** begin SUPPLIED DATA **

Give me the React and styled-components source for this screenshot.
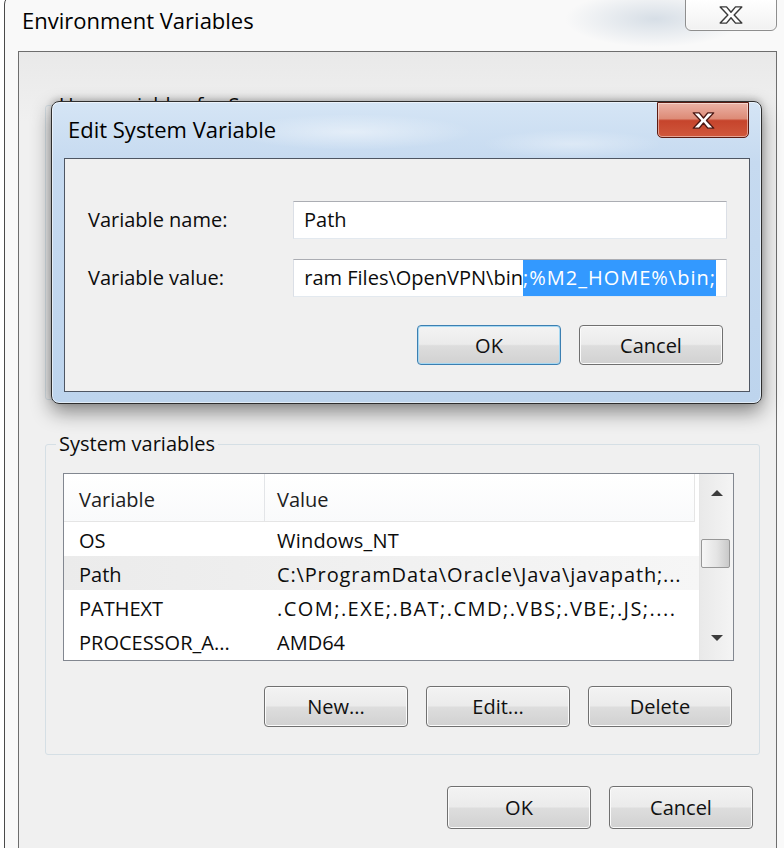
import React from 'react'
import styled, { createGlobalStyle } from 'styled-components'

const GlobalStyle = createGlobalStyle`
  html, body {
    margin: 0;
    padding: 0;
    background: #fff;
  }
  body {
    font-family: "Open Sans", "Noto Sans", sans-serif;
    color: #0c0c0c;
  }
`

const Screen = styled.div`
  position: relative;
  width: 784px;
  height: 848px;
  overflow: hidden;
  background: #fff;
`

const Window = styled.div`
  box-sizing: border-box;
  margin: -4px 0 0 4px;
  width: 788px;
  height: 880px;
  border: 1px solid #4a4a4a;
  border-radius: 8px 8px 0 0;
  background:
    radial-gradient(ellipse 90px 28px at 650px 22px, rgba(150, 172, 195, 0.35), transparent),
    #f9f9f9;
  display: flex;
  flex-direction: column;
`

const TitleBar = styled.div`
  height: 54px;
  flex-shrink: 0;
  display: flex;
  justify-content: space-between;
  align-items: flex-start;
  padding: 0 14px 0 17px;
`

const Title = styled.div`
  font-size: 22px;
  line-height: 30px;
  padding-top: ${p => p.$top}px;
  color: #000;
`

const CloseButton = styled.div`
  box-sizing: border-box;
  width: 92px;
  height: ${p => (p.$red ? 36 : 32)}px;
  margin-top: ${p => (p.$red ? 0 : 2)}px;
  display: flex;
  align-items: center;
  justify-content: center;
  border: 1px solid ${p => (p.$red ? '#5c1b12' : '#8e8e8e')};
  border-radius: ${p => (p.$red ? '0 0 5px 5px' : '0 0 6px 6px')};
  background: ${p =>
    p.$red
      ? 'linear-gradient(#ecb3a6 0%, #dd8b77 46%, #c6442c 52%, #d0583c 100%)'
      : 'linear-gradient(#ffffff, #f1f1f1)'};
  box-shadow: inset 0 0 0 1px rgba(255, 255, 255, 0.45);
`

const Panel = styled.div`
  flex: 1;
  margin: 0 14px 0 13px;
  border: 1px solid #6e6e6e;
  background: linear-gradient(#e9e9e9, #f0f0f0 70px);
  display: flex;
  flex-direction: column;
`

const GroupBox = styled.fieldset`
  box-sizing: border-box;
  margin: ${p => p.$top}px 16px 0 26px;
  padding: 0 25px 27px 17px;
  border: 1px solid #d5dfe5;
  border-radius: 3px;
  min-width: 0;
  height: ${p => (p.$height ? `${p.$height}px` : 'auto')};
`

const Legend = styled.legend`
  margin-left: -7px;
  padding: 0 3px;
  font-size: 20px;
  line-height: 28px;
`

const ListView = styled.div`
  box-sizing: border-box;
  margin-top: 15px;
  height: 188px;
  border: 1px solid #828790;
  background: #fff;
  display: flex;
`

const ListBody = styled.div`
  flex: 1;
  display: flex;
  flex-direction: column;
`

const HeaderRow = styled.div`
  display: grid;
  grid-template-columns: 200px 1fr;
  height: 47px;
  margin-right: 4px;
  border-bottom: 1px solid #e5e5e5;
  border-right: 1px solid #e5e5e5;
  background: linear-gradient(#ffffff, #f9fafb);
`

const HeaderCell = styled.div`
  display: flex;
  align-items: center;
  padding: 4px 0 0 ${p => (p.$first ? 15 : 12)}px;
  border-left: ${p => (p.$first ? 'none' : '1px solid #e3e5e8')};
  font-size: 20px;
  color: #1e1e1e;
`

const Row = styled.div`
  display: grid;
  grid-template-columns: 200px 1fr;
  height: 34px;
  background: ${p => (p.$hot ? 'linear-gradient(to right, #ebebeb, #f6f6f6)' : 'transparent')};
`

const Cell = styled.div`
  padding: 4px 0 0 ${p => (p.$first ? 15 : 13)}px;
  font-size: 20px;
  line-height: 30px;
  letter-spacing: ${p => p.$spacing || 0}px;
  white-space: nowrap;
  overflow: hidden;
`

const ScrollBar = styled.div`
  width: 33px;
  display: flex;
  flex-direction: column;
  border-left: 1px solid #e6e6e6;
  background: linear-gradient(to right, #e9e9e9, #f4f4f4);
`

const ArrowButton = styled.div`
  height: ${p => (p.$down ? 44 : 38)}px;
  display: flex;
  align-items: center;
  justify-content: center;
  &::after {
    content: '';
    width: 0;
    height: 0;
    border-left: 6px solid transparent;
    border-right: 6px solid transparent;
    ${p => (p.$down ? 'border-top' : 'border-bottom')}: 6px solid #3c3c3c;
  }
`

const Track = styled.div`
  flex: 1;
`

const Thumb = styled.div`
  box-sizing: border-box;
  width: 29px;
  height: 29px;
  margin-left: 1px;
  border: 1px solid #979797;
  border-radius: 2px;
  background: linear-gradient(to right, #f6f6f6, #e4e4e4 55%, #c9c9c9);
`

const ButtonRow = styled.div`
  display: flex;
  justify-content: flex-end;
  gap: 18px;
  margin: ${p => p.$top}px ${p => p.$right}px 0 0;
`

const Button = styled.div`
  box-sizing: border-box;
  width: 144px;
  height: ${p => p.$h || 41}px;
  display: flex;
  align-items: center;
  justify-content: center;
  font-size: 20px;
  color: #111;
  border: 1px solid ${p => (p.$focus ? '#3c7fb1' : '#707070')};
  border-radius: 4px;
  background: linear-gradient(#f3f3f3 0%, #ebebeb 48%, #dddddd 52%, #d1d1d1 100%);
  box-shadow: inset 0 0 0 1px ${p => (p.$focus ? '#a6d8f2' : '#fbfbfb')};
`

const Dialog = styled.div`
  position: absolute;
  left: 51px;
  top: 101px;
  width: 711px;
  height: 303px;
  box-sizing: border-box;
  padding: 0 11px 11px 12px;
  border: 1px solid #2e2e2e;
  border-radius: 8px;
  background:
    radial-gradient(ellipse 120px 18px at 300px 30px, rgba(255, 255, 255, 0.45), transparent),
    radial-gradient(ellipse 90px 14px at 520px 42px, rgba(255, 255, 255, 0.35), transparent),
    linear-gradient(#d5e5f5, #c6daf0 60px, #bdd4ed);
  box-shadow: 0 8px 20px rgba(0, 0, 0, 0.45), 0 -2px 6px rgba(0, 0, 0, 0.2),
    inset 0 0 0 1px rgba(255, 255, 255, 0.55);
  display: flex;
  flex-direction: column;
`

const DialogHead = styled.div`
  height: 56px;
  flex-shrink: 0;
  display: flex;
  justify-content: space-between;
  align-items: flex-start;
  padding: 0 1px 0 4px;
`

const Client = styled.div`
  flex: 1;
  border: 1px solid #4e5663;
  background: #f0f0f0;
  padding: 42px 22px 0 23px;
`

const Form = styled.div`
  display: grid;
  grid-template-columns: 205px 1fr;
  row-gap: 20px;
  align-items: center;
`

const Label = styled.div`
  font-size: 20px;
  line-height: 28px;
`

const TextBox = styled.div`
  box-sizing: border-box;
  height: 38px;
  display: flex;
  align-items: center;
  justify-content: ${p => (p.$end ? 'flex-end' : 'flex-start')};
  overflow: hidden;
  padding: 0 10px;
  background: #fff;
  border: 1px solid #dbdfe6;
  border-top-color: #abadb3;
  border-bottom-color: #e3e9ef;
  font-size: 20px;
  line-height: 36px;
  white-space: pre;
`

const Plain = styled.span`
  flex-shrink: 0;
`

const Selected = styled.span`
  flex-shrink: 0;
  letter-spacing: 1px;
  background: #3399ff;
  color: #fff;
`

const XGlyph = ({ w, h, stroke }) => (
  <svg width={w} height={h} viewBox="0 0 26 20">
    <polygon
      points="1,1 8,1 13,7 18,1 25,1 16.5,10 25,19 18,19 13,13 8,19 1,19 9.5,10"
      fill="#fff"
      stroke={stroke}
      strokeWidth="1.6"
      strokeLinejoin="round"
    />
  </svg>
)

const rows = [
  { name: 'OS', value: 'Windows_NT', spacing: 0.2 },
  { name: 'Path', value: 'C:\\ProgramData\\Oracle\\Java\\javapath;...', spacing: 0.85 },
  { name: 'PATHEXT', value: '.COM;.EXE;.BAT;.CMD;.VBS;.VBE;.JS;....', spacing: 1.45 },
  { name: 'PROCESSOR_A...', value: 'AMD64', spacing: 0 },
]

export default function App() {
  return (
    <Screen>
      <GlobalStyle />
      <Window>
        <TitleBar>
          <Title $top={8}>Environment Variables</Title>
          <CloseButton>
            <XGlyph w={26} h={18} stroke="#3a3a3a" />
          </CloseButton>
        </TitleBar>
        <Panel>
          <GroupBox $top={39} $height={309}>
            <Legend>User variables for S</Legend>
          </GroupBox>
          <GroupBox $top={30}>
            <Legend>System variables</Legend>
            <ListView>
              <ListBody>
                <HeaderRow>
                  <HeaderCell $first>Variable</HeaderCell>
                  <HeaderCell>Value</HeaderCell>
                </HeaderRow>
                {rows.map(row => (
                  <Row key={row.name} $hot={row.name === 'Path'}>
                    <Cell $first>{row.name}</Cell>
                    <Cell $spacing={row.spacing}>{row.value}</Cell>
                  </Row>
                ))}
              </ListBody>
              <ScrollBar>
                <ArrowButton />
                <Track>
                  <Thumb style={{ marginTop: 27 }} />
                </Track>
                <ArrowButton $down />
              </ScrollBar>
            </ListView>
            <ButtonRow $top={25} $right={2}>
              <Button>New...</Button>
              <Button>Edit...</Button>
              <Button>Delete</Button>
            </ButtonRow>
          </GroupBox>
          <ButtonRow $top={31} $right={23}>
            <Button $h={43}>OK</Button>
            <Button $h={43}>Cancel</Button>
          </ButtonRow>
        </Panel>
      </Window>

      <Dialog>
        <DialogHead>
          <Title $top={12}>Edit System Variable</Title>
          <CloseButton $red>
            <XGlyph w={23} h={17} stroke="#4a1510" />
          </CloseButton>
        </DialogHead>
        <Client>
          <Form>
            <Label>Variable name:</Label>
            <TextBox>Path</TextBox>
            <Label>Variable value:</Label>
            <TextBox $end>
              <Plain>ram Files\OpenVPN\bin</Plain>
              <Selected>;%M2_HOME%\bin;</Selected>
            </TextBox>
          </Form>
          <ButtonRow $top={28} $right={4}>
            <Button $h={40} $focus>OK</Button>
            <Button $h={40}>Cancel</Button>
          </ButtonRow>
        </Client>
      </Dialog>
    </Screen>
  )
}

** end SUPPLIED DATA **

WHAT IS ASKED
Report only the number of lines in the listing that contain the word "components".

FULL OUTPUT
2